*What is expected*. All of the listing below must be repeated word for word. Pictures are the only thing to omit.

*Task input*.

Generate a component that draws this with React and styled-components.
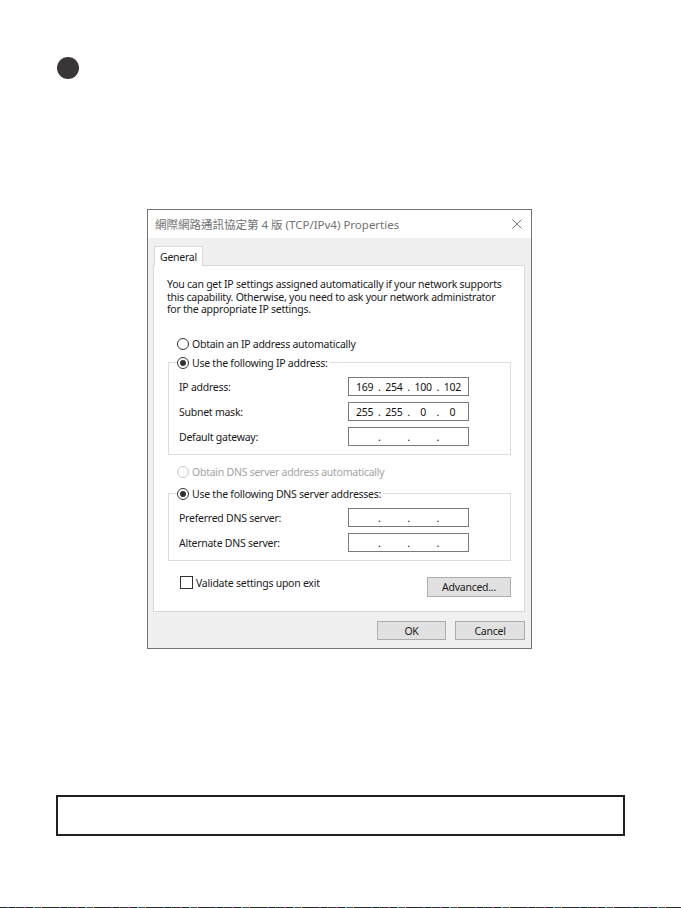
import * as React from 'react';
import styled, { createGlobalStyle } from 'styled-components';

const Global = createGlobalStyle`
  html, body { margin: 0; padding: 0; background: #fff; }
  body { font-family: "Noto Sans", "Open Sans", sans-serif; }
`;

const Page = styled.div`
  width: 681px;
  height: 908px;
  display: flex;
  flex-direction: column;
  align-items: flex-start;
  background: #fff;
  overflow: hidden;
`;

const Bullet = styled.div`
  width: 22px;
  height: 22px;
  border-radius: 50%;
  background: #3a3637;
  margin: 57px 0 0 57px;
`;

const Dialog = styled.div`
  box-sizing: border-box;
  width: 385px;
  height: 440px;
  margin: 130px 0 0 147px;
  border: 1px solid #737373;
  background: #f0f0f0;
  display: flex;
  flex-direction: column;
  font-size: 10.5px;
  letter-spacing: -0.25px;
  color: #1a1a1a;
`;

const TitleBar = styled.div`
  height: 28px;
  background: #fff;
  display: flex;
  align-items: center;
  justify-content: space-between;
  padding: 0 9px 0 7px;
  font-size: 11.5px;
  letter-spacing: 0;
  color: #717171;
  font-family: "Noto Sans", "Noto Sans CJK TC", sans-serif;
`;

const Body = styled.div`
  flex: 1;
  display: flex;
  flex-direction: column;
  padding: 8px 6px 7px 5px;
`;

const Tabs = styled.div`
  display: flex;
  padding-left: 1px;
`;

const Tab = styled.div`
  height: 19px;
  padding: 0 5px;
  display: flex;
  align-items: center;
  background: #fff;
  border: 1px solid #d9d9d9;
  border-bottom: none;
  margin-bottom: -1px;
  position: relative;
  z-index: 1;
`;

const Panel = styled.div`
  height: 347px;
  box-sizing: border-box;
  background: #fff;
  border: 1px solid #d9d9d9;
  padding: 12px 13px 0 13px;
  display: flex;
  flex-direction: column;
`;

const Intro = styled.p`
  margin: 0;
  line-height: 12.7px;
`;

const RadioRow = styled.label`
  display: flex;
  align-items: center;
  gap: 3px;
  height: 13px;
  margin-left: 10px;
  color: ${p => (p.$disabled ? '#a3a3a3' : 'inherit')};
  margin-top: ${p => p.$top || 0}px;
`;

const Radio = styled.span`
  box-sizing: border-box;
  flex: none;
  width: 12px;
  height: 12px;
  border-radius: 50%;
  border: 1px solid ${p => (p.$disabled ? '#c6c6c6' : '#333')};
  background: #fff;
  display: flex;
  align-items: center;
  justify-content: center;
  &::after {
    content: '';
    width: 6px;
    height: 6px;
    border-radius: 50%;
    background: ${p => (p.$checked ? '#333' : 'transparent')};
  }
`;

const Group = styled.fieldset`
  margin: ${p => p.$top || 0}px 0 0 1px;
  padding: 8px 0 8px 10px;
  border: 1px solid #dcdcdc;
  display: flex;
  flex-direction: column;
  gap: 6px;
  min-width: 0;
`;

const Legend = styled.legend`
  padding: 0 2px 0 0;
  margin-left: -2px;
  display: flex;
  align-items: center;
  gap: 3px;
  height: 13px;
`;

const FieldRow = styled.div`
  display: flex;
  align-items: center;
  justify-content: space-between;
  padding-right: 41px;
  height: 19px;
`;

const IpBox = styled.div`
  box-sizing: border-box;
  width: 121px;
  height: 19px;
  border: 1px solid #7a7a7a;
  background: #fff;
  display: flex;
  align-items: center;
  padding: 0 3px;
  color: #111;
`;

const Octet = styled.span`
  flex: 1;
  text-align: center;
`;

const Dot = styled.span`
  width: 4px;
  text-align: center;
`;

const Footer = styled.div`
  display: flex;
  align-items: flex-start;
  justify-content: space-between;
  margin: 15px 0 0 13px;
`;

const Check = styled.label`
  display: flex;
  align-items: center;
  gap: 3px;
  height: 13px;
`;

const Box = styled.span`
  box-sizing: border-box;
  width: 13px;
  height: 13px;
  border: 1px solid #333;
  background: #fff;
`;

const Button = styled.button`
  box-sizing: border-box;
  width: ${p => p.$w}px;
  height: ${p => p.$h || 19}px;
  margin-top: ${p => p.$top || 0}px;
  background: #e1e1e1;
  border: 1px solid #adadad;
  font: inherit;
  letter-spacing: inherit;
  color: #1a1a1a;
  padding: 0;
`;

const Actions = styled.div`
  display: flex;
  justify-content: flex-end;
  gap: 9px;
  margin-top: 9px;
`;

const NoteBox = styled.div`
  box-sizing: border-box;
  width: 569px;
  height: 41px;
  margin: 146px 0 0 56px;
  border: 2px solid #231f20;
`;

const Scanline = styled.div`
  margin-top: auto;
  width: 100%;
  height: 1px;
  background: repeating-linear-gradient(90deg,
    #2a2a2a 0 7px, #3b6bd6 7px 9px, #1d1d1d 9px 15px, #39b54a 15px 16px,
    #333 16px 24px, #d23c8c 24px 26px, #222 26px 33px, #2fc6d8 33px 35px,
    #444 35px 41px, #f0c020 41px 42px, #262626 42px 52px);
`;

function IpField({ value }) {
  const parts = value ? value.split('.') : ['', '', '', ''];
  return (
    <IpBox>
      <Octet>{parts[0]}</Octet><Dot>.</Dot>
      <Octet>{parts[1]}</Octet><Dot>.</Dot>
      <Octet>{parts[2]}</Octet><Dot>.</Dot>
      <Octet>{parts[3]}</Octet>
    </IpBox>
  );
}

function Close() {
  return (
    <svg width="10" height="10" viewBox="0 0 10 10">
      <path d="M0.5 0.5 L9.5 9.5 M9.5 0.5 L0.5 9.5" stroke="#777" strokeWidth="1" fill="none" />
    </svg>
  );
}

export default function App() {
  return (
    <Page>
      <Global />
      <Bullet />
      <Dialog>
        <TitleBar>
          <span>網際網路通訊協定第 4 版 (TCP/IPv4) Properties</span>
          <Close />
        </TitleBar>
        <Body>
          <Tabs><Tab>General</Tab></Tabs>
          <Panel>
            <Intro>
              You can get IP settings assigned automatically if your network supports
              this capability. Otherwise, you need to ask your network administrator
              for the appropriate IP settings.
            </Intro>
            <RadioRow $top={21}><Radio />Obtain an IP address automatically</RadioRow>
            <Group $top={6}>
              <Legend><Radio $checked />Use the following IP address:</Legend>
              <FieldRow>IP address:<IpField value="169.254.100.102" /></FieldRow>
              <FieldRow>Subnet mask:<IpField value="255.255.0.0" /></FieldRow>
              <FieldRow>Default gateway:<IpField /></FieldRow>
            </Group>
            <RadioRow $top={10} $disabled><Radio $disabled />Obtain DNS server address automatically</RadioRow>
            <Group $top={9}>
              <Legend><Radio $checked />Use the following DNS server addresses:</Legend>
              <FieldRow>Preferred DNS server:<IpField /></FieldRow>
              <FieldRow>Alternate DNS server:<IpField /></FieldRow>
            </Group>
            <Footer>
              <Check><Box />Validate settings upon exit</Check>
              <Button $w={84} $h={20} $top={1}>Advanced...</Button>
            </Footer>
          </Panel>
          <Actions>
            <Button $w={69}>OK</Button>
            <Button $w={70}>Cancel</Button>
          </Actions>
        </Body>
      </Dialog>
      <NoteBox />
      <Scanline />
    </Page>
  );
}
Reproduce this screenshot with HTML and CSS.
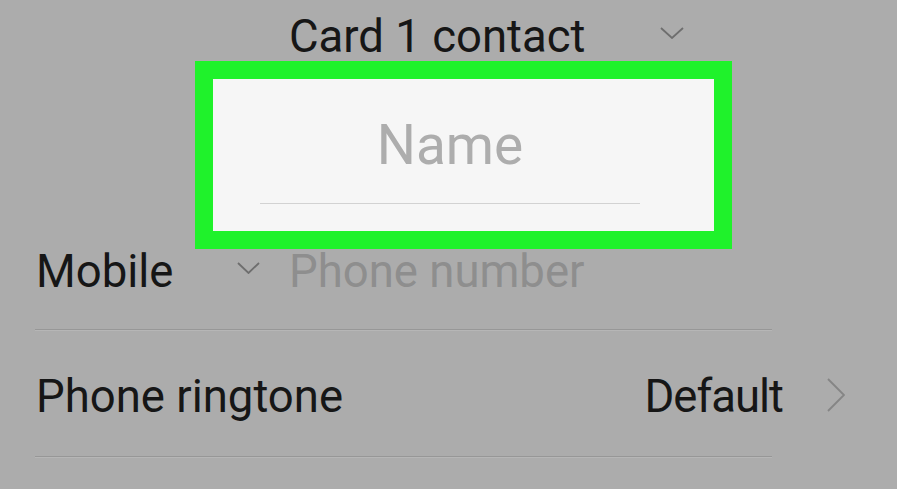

*Problem solution*.
Generate a component that draws this with React and styled-components.
import * as React from 'react';
import styled, { createGlobalStyle } from 'styled-components';

const Global = createGlobalStyle`
  html, body { margin: 0; padding: 0; background: #fff; }
  body { font-family: "Noto Sans", "Open Sans", sans-serif; }
`;

const Page = styled.div`
  width: 681px;
  height: 908px;
  display: flex;
  flex-direction: column;
  align-items: flex-start;
  background: #fff;
  overflow: hidden;
`;

const Bullet = styled.div`
  width: 22px;
  height: 22px;
  border-radius: 50%;
  background: #3a3637;
  margin: 57px 0 0 57px;
`;

const Dialog = styled.div`
  box-sizing: border-box;
  width: 385px;
  height: 440px;
  margin: 130px 0 0 147px;
  border: 1px solid #737373;
  background: #f0f0f0;
  display: flex;
  flex-direction: column;
  font-size: 10.5px;
  letter-spacing: -0.25px;
  color: #1a1a1a;
`;

const TitleBar = styled.div`
  height: 28px;
  background: #fff;
  display: flex;
  align-items: center;
  justify-content: space-between;
  padding: 0 9px 0 7px;
  font-size: 11.5px;
  letter-spacing: 0;
  color: #717171;
  font-family: "Noto Sans", "Noto Sans CJK TC", sans-serif;
`;

const Body = styled.div`
  flex: 1;
  display: flex;
  flex-direction: column;
  padding: 8px 6px 7px 5px;
`;

const Tabs = styled.div`
  display: flex;
  padding-left: 1px;
`;

const Tab = styled.div`
  height: 19px;
  padding: 0 5px;
  display: flex;
  align-items: center;
  background: #fff;
  border: 1px solid #d9d9d9;
  border-bottom: none;
  margin-bottom: -1px;
  position: relative;
  z-index: 1;
`;

const Panel = styled.div`
  height: 347px;
  box-sizing: border-box;
  background: #fff;
  border: 1px solid #d9d9d9;
  padding: 12px 13px 0 13px;
  display: flex;
  flex-direction: column;
`;

const Intro = styled.p`
  margin: 0;
  line-height: 12.7px;
`;

const RadioRow = styled.label`
  display: flex;
  align-items: center;
  gap: 3px;
  height: 13px;
  margin-left: 10px;
  color: ${p => (p.$disabled ? '#a3a3a3' : 'inherit')};
  margin-top: ${p => p.$top || 0}px;
`;

const Radio = styled.span`
  box-sizing: border-box;
  flex: none;
  width: 12px;
  height: 12px;
  border-radius: 50%;
  border: 1px solid ${p => (p.$disabled ? '#c6c6c6' : '#333')};
  background: #fff;
  display: flex;
  align-items: center;
  justify-content: center;
  &::after {
    content: '';
    width: 6px;
    height: 6px;
    border-radius: 50%;
    background: ${p => (p.$checked ? '#333' : 'transparent')};
  }
`;

const Group = styled.fieldset`
  margin: ${p => p.$top || 0}px 0 0 1px;
  padding: 8px 0 8px 10px;
  border: 1px solid #dcdcdc;
  display: flex;
  flex-direction: column;
  gap: 6px;
  min-width: 0;
`;

const Legend = styled.legend`
  padding: 0 2px 0 0;
  margin-left: -2px;
  display: flex;
  align-items: center;
  gap: 3px;
  height: 13px;
`;

const FieldRow = styled.div`
  display: flex;
  align-items: center;
  justify-content: space-between;
  padding-right: 41px;
  height: 19px;
`;

const IpBox = styled.div`
  box-sizing: border-box;
  width: 121px;
  height: 19px;
  border: 1px solid #7a7a7a;
  background: #fff;
  display: flex;
  align-items: center;
  padding: 0 3px;
  color: #111;
`;

const Octet = styled.span`
  flex: 1;
  text-align: center;
`;

const Dot = styled.span`
  width: 4px;
  text-align: center;
`;

const Footer = styled.div`
  display: flex;
  align-items: flex-start;
  justify-content: space-between;
  margin: 15px 0 0 13px;
`;

const Check = styled.label`
  display: flex;
  align-items: center;
  gap: 3px;
  height: 13px;
`;

const Box = styled.span`
  box-sizing: border-box;
  width: 13px;
  height: 13px;
  border: 1px solid #333;
  background: #fff;
`;

const Button = styled.button`
  box-sizing: border-box;
  width: ${p => p.$w}px;
  height: ${p => p.$h || 19}px;
  margin-top: ${p => p.$top || 0}px;
  background: #e1e1e1;
  border: 1px solid #adadad;
  font: inherit;
  letter-spacing: inherit;
  color: #1a1a1a;
  padding: 0;
`;

const Actions = styled.div`
  display: flex;
  justify-content: flex-end;
  gap: 9px;
  margin-top: 9px;
`;

const NoteBox = styled.div`
  box-sizing: border-box;
  width: 569px;
  height: 41px;
  margin: 146px 0 0 56px;
  border: 2px solid #231f20;
`;

const Scanline = styled.div`
  margin-top: auto;
  width: 100%;
  height: 1px;
  background: repeating-linear-gradient(90deg,
    #2a2a2a 0 7px, #3b6bd6 7px 9px, #1d1d1d 9px 15px, #39b54a 15px 16px,
    #333 16px 24px, #d23c8c 24px 26px, #222 26px 33px, #2fc6d8 33px 35px,
    #444 35px 41px, #f0c020 41px 42px, #262626 42px 52px);
`;

function IpField({ value }) {
  const parts = value ? value.split('.') : ['', '', '', ''];
  return (
    <IpBox>
      <Octet>{parts[0]}</Octet><Dot>.</Dot>
      <Octet>{parts[1]}</Octet><Dot>.</Dot>
      <Octet>{parts[2]}</Octet><Dot>.</Dot>
      <Octet>{parts[3]}</Octet>
    </IpBox>
  );
}

function Close() {
  return (
    <svg width="10" height="10" viewBox="0 0 10 10">
      <path d="M0.5 0.5 L9.5 9.5 M9.5 0.5 L0.5 9.5" stroke="#777" strokeWidth="1" fill="none" />
    </svg>
  );
}

export default function App() {
  return (
    <Page>
      <Global />
      <Bullet />
      <Dialog>
        <TitleBar>
          <span>網際網路通訊協定第 4 版 (TCP/IPv4) Properties</span>
          <Close />
        </TitleBar>
        <Body>
          <Tabs><Tab>General</Tab></Tabs>
          <Panel>
            <Intro>
              You can get IP settings assigned automatically if your network supports
              this capability. Otherwise, you need to ask your network administrator
              for the appropriate IP settings.
            </Intro>
            <RadioRow $top={21}><Radio />Obtain an IP address automatically</RadioRow>
            <Group $top={6}>
              <Legend><Radio $checked />Use the following IP address:</Legend>
              <FieldRow>IP address:<IpField value="169.254.100.102" /></FieldRow>
              <FieldRow>Subnet mask:<IpField value="255.255.0.0" /></FieldRow>
              <FieldRow>Default gateway:<IpField /></FieldRow>
            </Group>
            <RadioRow $top={10} $disabled><Radio $disabled />Obtain DNS server address automatically</RadioRow>
            <Group $top={9}>
              <Legend><Radio $checked />Use the following DNS server addresses:</Legend>
              <FieldRow>Preferred DNS server:<IpField /></FieldRow>
              <FieldRow>Alternate DNS server:<IpField /></FieldRow>
            </Group>
            <Footer>
              <Check><Box />Validate settings upon exit</Check>
              <Button $w={84} $h={20} $top={1}>Advanced...</Button>
            </Footer>
          </Panel>
          <Actions>
            <Button $w={69}>OK</Button>
            <Button $w={70}>Cancel</Button>
          </Actions>
        </Body>
      </Dialog>
      <NoteBox />
      <Scanline />
    </Page>
  );
}
Reproduce this screenshot with HTML and CSS.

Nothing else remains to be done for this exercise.